• [WRITTEN REQUEST]
Leave out the pictures and reproduce all of the data exactly.

• [SOURCE DATA]

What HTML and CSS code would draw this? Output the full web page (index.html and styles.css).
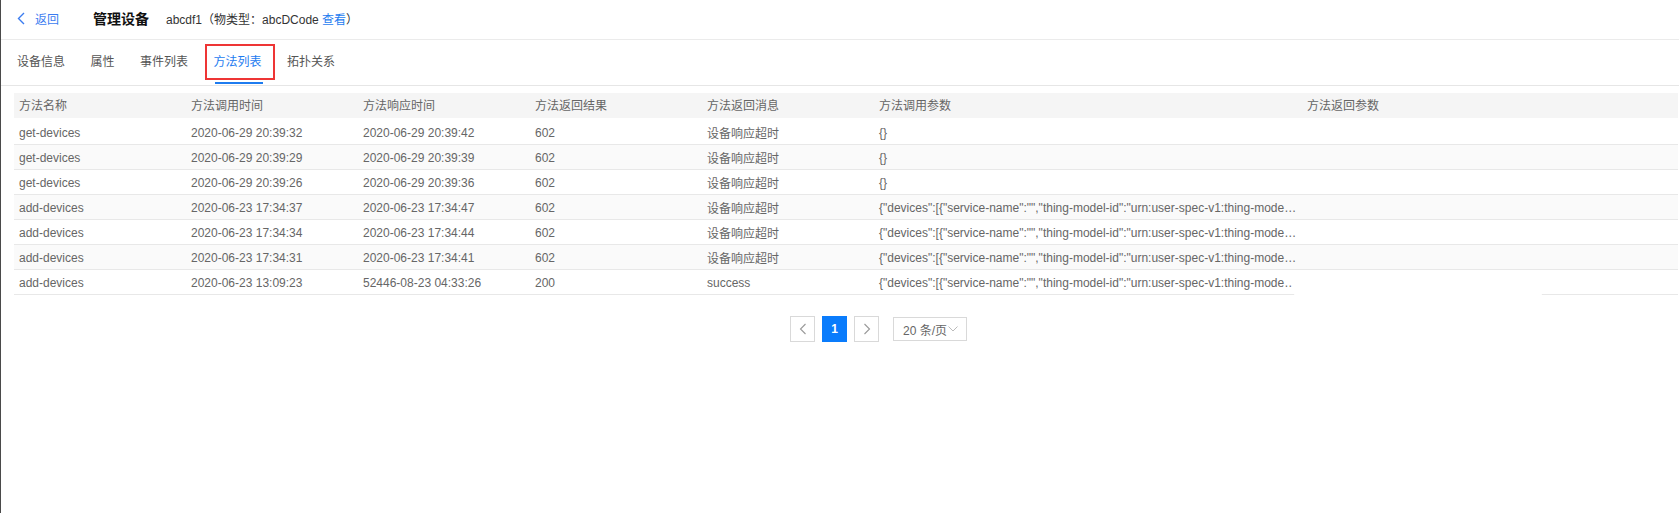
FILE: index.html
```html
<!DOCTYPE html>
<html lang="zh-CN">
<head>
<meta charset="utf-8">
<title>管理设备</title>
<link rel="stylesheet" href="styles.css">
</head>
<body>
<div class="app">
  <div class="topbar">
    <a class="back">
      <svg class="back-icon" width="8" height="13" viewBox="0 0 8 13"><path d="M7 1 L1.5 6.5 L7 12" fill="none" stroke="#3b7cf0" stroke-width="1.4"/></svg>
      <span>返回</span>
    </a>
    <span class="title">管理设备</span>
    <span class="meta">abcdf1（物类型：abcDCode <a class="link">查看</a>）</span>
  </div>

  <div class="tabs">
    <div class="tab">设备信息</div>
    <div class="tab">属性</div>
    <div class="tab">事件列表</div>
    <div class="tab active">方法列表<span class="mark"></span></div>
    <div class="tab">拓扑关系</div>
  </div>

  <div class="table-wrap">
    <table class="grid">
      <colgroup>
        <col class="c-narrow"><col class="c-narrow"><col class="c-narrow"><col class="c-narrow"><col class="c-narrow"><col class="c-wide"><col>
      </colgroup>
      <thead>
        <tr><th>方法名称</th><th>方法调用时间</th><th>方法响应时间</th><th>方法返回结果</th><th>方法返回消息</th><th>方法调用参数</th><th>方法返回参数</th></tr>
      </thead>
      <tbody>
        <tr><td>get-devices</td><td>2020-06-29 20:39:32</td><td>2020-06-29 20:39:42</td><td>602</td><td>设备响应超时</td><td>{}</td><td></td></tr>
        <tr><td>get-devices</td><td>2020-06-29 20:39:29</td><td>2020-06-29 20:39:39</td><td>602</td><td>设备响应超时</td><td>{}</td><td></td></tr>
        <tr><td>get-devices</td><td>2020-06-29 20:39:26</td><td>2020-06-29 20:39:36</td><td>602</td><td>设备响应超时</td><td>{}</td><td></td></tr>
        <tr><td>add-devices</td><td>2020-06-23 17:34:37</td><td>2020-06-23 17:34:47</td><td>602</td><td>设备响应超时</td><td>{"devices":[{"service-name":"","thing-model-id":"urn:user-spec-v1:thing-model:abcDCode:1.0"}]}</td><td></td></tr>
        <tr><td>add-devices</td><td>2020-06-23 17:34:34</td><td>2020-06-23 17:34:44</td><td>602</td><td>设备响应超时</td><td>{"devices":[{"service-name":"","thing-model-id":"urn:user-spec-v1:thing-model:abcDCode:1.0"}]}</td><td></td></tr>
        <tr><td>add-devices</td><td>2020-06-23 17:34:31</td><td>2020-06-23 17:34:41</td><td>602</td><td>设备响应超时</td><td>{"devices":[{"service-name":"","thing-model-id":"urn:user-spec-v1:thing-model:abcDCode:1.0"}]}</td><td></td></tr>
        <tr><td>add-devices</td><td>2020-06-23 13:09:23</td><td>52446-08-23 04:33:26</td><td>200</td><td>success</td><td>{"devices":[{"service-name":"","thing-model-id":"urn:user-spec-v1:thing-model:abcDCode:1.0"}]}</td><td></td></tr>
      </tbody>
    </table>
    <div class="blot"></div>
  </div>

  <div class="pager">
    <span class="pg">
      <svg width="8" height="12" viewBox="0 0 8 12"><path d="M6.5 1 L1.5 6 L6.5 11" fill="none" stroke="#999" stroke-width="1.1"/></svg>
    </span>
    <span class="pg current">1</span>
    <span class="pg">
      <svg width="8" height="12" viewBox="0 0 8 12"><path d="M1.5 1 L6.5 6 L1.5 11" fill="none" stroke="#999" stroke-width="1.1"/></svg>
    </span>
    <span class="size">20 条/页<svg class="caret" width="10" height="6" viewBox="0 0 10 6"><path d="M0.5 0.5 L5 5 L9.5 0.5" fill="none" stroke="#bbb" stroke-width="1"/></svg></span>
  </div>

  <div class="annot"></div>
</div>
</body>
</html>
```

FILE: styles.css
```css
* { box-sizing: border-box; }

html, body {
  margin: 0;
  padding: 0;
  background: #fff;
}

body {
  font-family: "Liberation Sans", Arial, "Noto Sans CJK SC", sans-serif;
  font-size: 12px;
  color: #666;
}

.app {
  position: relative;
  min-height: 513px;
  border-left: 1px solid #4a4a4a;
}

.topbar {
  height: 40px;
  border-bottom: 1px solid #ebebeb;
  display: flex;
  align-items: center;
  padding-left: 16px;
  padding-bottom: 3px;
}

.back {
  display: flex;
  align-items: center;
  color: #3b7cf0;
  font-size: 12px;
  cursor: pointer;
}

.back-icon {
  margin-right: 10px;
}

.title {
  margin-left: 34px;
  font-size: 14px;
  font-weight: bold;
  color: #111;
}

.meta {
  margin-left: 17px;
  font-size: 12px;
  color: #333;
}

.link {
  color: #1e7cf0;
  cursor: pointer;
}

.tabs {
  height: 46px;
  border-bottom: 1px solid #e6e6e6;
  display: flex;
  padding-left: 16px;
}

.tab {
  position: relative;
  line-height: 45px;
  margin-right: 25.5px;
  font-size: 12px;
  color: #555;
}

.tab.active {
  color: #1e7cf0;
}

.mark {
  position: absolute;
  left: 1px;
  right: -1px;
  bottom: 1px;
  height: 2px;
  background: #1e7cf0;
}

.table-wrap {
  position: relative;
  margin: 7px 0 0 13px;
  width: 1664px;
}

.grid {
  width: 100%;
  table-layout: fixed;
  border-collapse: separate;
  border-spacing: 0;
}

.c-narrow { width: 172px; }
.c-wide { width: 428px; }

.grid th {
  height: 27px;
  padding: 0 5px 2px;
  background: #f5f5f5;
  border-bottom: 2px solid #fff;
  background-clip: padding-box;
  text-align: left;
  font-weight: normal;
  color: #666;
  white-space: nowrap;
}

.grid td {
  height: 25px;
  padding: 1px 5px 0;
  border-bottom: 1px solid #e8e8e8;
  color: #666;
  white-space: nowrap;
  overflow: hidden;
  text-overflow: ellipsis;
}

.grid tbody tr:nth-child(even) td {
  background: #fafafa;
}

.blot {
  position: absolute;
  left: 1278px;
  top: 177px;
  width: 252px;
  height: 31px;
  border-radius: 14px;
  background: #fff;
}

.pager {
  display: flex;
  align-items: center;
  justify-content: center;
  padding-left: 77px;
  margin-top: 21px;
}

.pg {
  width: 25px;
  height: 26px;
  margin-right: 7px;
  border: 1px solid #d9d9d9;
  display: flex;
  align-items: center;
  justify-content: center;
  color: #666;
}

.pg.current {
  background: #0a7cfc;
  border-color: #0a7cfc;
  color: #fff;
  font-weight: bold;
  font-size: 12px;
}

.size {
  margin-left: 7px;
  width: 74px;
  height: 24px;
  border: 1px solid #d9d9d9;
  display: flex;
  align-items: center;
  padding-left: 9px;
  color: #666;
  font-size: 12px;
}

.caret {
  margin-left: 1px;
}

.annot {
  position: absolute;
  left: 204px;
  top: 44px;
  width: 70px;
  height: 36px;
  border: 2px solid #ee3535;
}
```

• [OUTPUT]
What HTML and CSS code would draw this? Output the full web page (index.html and styles.css).
FILE: index.html
```html
<!DOCTYPE html>
<html lang="zh-CN">
<head>
<meta charset="utf-8">
<title>管理设备</title>
<link rel="stylesheet" href="styles.css">
</head>
<body>
<div class="app">
  <div class="topbar">
    <a class="back">
      <svg class="back-icon" width="8" height="13" viewBox="0 0 8 13"><path d="M7 1 L1.5 6.5 L7 12" fill="none" stroke="#3b7cf0" stroke-width="1.4"/></svg>
      <span>返回</span>
    </a>
    <span class="title">管理设备</span>
    <span class="meta">abcdf1（物类型：abcDCode <a class="link">查看</a>）</span>
  </div>

  <div class="tabs">
    <div class="tab">设备信息</div>
    <div class="tab">属性</div>
    <div class="tab">事件列表</div>
    <div class="tab active">方法列表<span class="mark"></span></div>
    <div class="tab">拓扑关系</div>
  </div>

  <div class="table-wrap">
    <table class="grid">
      <colgroup>
        <col class="c-narrow"><col class="c-narrow"><col class="c-narrow"><col class="c-narrow"><col class="c-narrow"><col class="c-wide"><col>
      </colgroup>
      <thead>
        <tr><th>方法名称</th><th>方法调用时间</th><th>方法响应时间</th><th>方法返回结果</th><th>方法返回消息</th><th>方法调用参数</th><th>方法返回参数</th></tr>
      </thead>
      <tbody>
        <tr><td>get-devices</td><td>2020-06-29 20:39:32</td><td>2020-06-29 20:39:42</td><td>602</td><td>设备响应超时</td><td>{}</td><td></td></tr>
        <tr><td>get-devices</td><td>2020-06-29 20:39:29</td><td>2020-06-29 20:39:39</td><td>602</td><td>设备响应超时</td><td>{}</td><td></td></tr>
        <tr><td>get-devices</td><td>2020-06-29 20:39:26</td><td>2020-06-29 20:39:36</td><td>602</td><td>设备响应超时</td><td>{}</td><td></td></tr>
        <tr><td>add-devices</td><td>2020-06-23 17:34:37</td><td>2020-06-23 17:34:47</td><td>602</td><td>设备响应超时</td><td>{"devices":[{"service-name":"","thing-model-id":"urn:user-spec-v1:thing-model:abcDCode:1.0"}]}</td><td></td></tr>
        <tr><td>add-devices</td><td>2020-06-23 17:34:34</td><td>2020-06-23 17:34:44</td><td>602</td><td>设备响应超时</td><td>{"devices":[{"service-name":"","thing-model-id":"urn:user-spec-v1:thing-model:abcDCode:1.0"}]}</td><td></td></tr>
        <tr><td>add-devices</td><td>2020-06-23 17:34:31</td><td>2020-06-23 17:34:41</td><td>602</td><td>设备响应超时</td><td>{"devices":[{"service-name":"","thing-model-id":"urn:user-spec-v1:thing-model:abcDCode:1.0"}]}</td><td></td></tr>
        <tr><td>add-devices</td><td>2020-06-23 13:09:23</td><td>52446-08-23 04:33:26</td><td>200</td><td>success</td><td>{"devices":[{"service-name":"","thing-model-id":"urn:user-spec-v1:thing-model:abcDCode:1.0"}]}</td><td></td></tr>
      </tbody>
    </table>
    <div class="blot"></div>
  </div>

  <div class="pager">
    <span class="pg">
      <svg width="8" height="12" viewBox="0 0 8 12"><path d="M6.5 1 L1.5 6 L6.5 11" fill="none" stroke="#999" stroke-width="1.1"/></svg>
    </span>
    <span class="pg current">1</span>
    <span class="pg">
      <svg width="8" height="12" viewBox="0 0 8 12"><path d="M1.5 1 L6.5 6 L1.5 11" fill="none" stroke="#999" stroke-width="1.1"/></svg>
    </span>
    <span class="size">20 条/页<svg class="caret" width="10" height="6" viewBox="0 0 10 6"><path d="M0.5 0.5 L5 5 L9.5 0.5" fill="none" stroke="#bbb" stroke-width="1"/></svg></span>
  </div>

  <div class="annot"></div>
</div>
</body>
</html>
```

FILE: styles.css
```css
* { box-sizing: border-box; }

html, body {
  margin: 0;
  padding: 0;
  background: #fff;
}

body {
  font-family: "Liberation Sans", Arial, "Noto Sans CJK SC", sans-serif;
  font-size: 12px;
  color: #666;
}

.app {
  position: relative;
  min-height: 513px;
  border-left: 1px solid #4a4a4a;
}

.topbar {
  height: 40px;
  border-bottom: 1px solid #ebebeb;
  display: flex;
  align-items: center;
  padding-left: 16px;
  padding-bottom: 3px;
}

.back {
  display: flex;
  align-items: center;
  color: #3b7cf0;
  font-size: 12px;
  cursor: pointer;
}

.back-icon {
  margin-right: 10px;
}

.title {
  margin-left: 34px;
  font-size: 14px;
  font-weight: bold;
  color: #111;
}

.meta {
  margin-left: 17px;
  font-size: 12px;
  color: #333;
}

.link {
  color: #1e7cf0;
  cursor: pointer;
}

.tabs {
  height: 46px;
  border-bottom: 1px solid #e6e6e6;
  display: flex;
  padding-left: 16px;
}

.tab {
  position: relative;
  line-height: 45px;
  margin-right: 25.5px;
  font-size: 12px;
  color: #555;
}

.tab.active {
  color: #1e7cf0;
}

.mark {
  position: absolute;
  left: 1px;
  right: -1px;
  bottom: 1px;
  height: 2px;
  background: #1e7cf0;
}

.table-wrap {
  position: relative;
  margin: 7px 0 0 13px;
  width: 1664px;
}

.grid {
  width: 100%;
  table-layout: fixed;
  border-collapse: separate;
  border-spacing: 0;
}

.c-narrow { width: 172px; }
.c-wide { width: 428px; }

.grid th {
  height: 27px;
  padding: 0 5px 2px;
  background: #f5f5f5;
  border-bottom: 2px solid #fff;
  background-clip: padding-box;
  text-align: left;
  font-weight: normal;
  color: #666;
  white-space: nowrap;
}

.grid td {
  height: 25px;
  padding: 1px 5px 0;
  border-bottom: 1px solid #e8e8e8;
  color: #666;
  white-space: nowrap;
  overflow: hidden;
  text-overflow: ellipsis;
}

.grid tbody tr:nth-child(even) td {
  background: #fafafa;
}

.blot {
  position: absolute;
  left: 1278px;
  top: 177px;
  width: 252px;
  height: 31px;
  border-radius: 14px;
  background: #fff;
}

.pager {
  display: flex;
  align-items: center;
  justify-content: center;
  padding-left: 77px;
  margin-top: 21px;
}

.pg {
  width: 25px;
  height: 26px;
  margin-right: 7px;
  border: 1px solid #d9d9d9;
  display: flex;
  align-items: center;
  justify-content: center;
  color: #666;
}

.pg.current {
  background: #0a7cfc;
  border-color: #0a7cfc;
  color: #fff;
  font-weight: bold;
  font-size: 12px;
}

.size {
  margin-left: 7px;
  width: 74px;
  height: 24px;
  border: 1px solid #d9d9d9;
  display: flex;
  align-items: center;
  padding-left: 9px;
  color: #666;
  font-size: 12px;
}

.caret {
  margin-left: 1px;
}

.annot {
  position: absolute;
  left: 204px;
  top: 44px;
  width: 70px;
  height: 36px;
  border: 2px solid #ee3535;
}
```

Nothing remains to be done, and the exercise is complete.